Exercise goal:
Skip the pictures and repeat each line of the data exactly.
+++ Task material +++
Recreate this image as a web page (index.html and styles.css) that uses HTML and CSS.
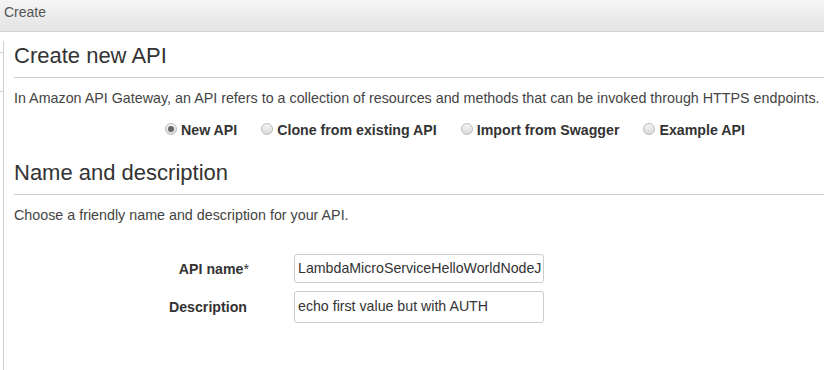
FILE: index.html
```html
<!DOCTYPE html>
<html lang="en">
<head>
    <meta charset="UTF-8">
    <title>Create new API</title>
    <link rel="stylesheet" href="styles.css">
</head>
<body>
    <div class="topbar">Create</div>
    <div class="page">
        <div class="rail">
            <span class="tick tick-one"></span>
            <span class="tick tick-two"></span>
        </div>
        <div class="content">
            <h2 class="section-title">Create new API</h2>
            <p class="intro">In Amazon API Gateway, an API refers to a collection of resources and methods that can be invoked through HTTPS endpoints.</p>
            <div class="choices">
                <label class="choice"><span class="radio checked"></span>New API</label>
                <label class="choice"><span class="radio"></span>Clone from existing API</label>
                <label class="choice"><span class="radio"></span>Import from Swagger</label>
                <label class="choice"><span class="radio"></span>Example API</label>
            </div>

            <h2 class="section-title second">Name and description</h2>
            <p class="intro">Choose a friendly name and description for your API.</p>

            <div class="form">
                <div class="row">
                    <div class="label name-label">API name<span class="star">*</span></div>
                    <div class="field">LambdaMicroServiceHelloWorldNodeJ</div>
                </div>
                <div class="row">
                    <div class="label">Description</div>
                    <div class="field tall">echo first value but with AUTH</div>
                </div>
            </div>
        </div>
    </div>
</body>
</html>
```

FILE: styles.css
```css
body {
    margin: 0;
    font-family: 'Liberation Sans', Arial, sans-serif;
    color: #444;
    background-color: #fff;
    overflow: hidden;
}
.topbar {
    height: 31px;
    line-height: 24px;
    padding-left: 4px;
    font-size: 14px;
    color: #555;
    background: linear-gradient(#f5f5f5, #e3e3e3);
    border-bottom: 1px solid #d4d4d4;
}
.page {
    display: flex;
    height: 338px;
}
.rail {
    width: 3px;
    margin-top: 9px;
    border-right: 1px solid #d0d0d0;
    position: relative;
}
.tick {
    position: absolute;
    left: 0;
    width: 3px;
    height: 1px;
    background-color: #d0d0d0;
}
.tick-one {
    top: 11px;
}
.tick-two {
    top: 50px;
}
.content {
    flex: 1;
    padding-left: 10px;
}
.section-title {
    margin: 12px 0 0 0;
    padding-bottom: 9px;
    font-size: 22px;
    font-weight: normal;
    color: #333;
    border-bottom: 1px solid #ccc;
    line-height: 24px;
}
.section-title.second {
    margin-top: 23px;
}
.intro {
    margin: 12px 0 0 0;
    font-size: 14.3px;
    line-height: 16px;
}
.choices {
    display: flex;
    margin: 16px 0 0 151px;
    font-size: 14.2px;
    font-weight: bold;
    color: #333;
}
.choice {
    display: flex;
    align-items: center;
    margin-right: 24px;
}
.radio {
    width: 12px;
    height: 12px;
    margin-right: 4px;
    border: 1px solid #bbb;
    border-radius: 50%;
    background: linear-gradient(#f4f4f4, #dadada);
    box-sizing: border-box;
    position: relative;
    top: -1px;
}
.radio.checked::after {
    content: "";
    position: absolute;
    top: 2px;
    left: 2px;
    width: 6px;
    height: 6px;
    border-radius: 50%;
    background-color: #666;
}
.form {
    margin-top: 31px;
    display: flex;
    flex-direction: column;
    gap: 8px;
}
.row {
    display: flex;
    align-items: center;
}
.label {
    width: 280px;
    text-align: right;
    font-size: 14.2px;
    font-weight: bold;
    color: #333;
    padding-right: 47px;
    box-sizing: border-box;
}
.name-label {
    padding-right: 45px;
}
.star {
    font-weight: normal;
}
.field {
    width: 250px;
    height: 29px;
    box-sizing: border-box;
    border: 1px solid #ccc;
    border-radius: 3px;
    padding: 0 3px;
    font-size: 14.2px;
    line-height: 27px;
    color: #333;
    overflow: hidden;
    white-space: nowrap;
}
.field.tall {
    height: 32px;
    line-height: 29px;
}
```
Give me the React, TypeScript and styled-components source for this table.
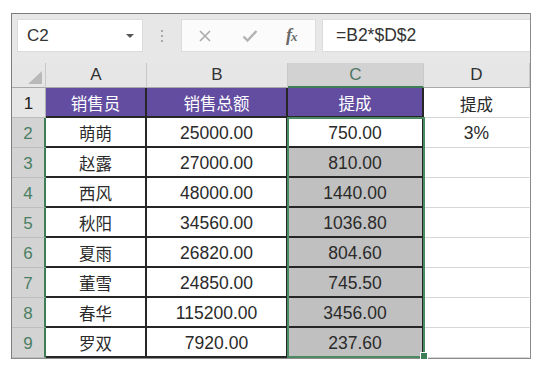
+++
Result for this exercise:
Recreate this image as a web page (index.html and styles.css) that uses HTML and CSS.
FILE: index.html
```html
<!DOCTYPE html>
<html lang="en">
<head>
    <meta charset="UTF-8">
    <title>Create new API</title>
    <link rel="stylesheet" href="styles.css">
</head>
<body>
    <div class="topbar">Create</div>
    <div class="page">
        <div class="rail">
            <span class="tick tick-one"></span>
            <span class="tick tick-two"></span>
        </div>
        <div class="content">
            <h2 class="section-title">Create new API</h2>
            <p class="intro">In Amazon API Gateway, an API refers to a collection of resources and methods that can be invoked through HTTPS endpoints.</p>
            <div class="choices">
                <label class="choice"><span class="radio checked"></span>New API</label>
                <label class="choice"><span class="radio"></span>Clone from existing API</label>
                <label class="choice"><span class="radio"></span>Import from Swagger</label>
                <label class="choice"><span class="radio"></span>Example API</label>
            </div>

            <h2 class="section-title second">Name and description</h2>
            <p class="intro">Choose a friendly name and description for your API.</p>

            <div class="form">
                <div class="row">
                    <div class="label name-label">API name<span class="star">*</span></div>
                    <div class="field">LambdaMicroServiceHelloWorldNodeJ</div>
                </div>
                <div class="row">
                    <div class="label">Description</div>
                    <div class="field tall">echo first value but with AUTH</div>
                </div>
            </div>
        </div>
    </div>
</body>
</html>
```

FILE: styles.css
```css
body {
    margin: 0;
    font-family: 'Liberation Sans', Arial, sans-serif;
    color: #444;
    background-color: #fff;
    overflow: hidden;
}
.topbar {
    height: 31px;
    line-height: 24px;
    padding-left: 4px;
    font-size: 14px;
    color: #555;
    background: linear-gradient(#f5f5f5, #e3e3e3);
    border-bottom: 1px solid #d4d4d4;
}
.page {
    display: flex;
    height: 338px;
}
.rail {
    width: 3px;
    margin-top: 9px;
    border-right: 1px solid #d0d0d0;
    position: relative;
}
.tick {
    position: absolute;
    left: 0;
    width: 3px;
    height: 1px;
    background-color: #d0d0d0;
}
.tick-one {
    top: 11px;
}
.tick-two {
    top: 50px;
}
.content {
    flex: 1;
    padding-left: 10px;
}
.section-title {
    margin: 12px 0 0 0;
    padding-bottom: 9px;
    font-size: 22px;
    font-weight: normal;
    color: #333;
    border-bottom: 1px solid #ccc;
    line-height: 24px;
}
.section-title.second {
    margin-top: 23px;
}
.intro {
    margin: 12px 0 0 0;
    font-size: 14.3px;
    line-height: 16px;
}
.choices {
    display: flex;
    margin: 16px 0 0 151px;
    font-size: 14.2px;
    font-weight: bold;
    color: #333;
}
.choice {
    display: flex;
    align-items: center;
    margin-right: 24px;
}
.radio {
    width: 12px;
    height: 12px;
    margin-right: 4px;
    border: 1px solid #bbb;
    border-radius: 50%;
    background: linear-gradient(#f4f4f4, #dadada);
    box-sizing: border-box;
    position: relative;
    top: -1px;
}
.radio.checked::after {
    content: "";
    position: absolute;
    top: 2px;
    left: 2px;
    width: 6px;
    height: 6px;
    border-radius: 50%;
    background-color: #666;
}
.form {
    margin-top: 31px;
    display: flex;
    flex-direction: column;
    gap: 8px;
}
.row {
    display: flex;
    align-items: center;
}
.label {
    width: 280px;
    text-align: right;
    font-size: 14.2px;
    font-weight: bold;
    color: #333;
    padding-right: 47px;
    box-sizing: border-box;
}
.name-label {
    padding-right: 45px;
}
.star {
    font-weight: normal;
}
.field {
    width: 250px;
    height: 29px;
    box-sizing: border-box;
    border: 1px solid #ccc;
    border-radius: 3px;
    padding: 0 3px;
    font-size: 14.2px;
    line-height: 27px;
    color: #333;
    overflow: hidden;
    white-space: nowrap;
}
.field.tall {
    height: 32px;
    line-height: 29px;
}
```
Give me the React, TypeScript and styled-components source for this table.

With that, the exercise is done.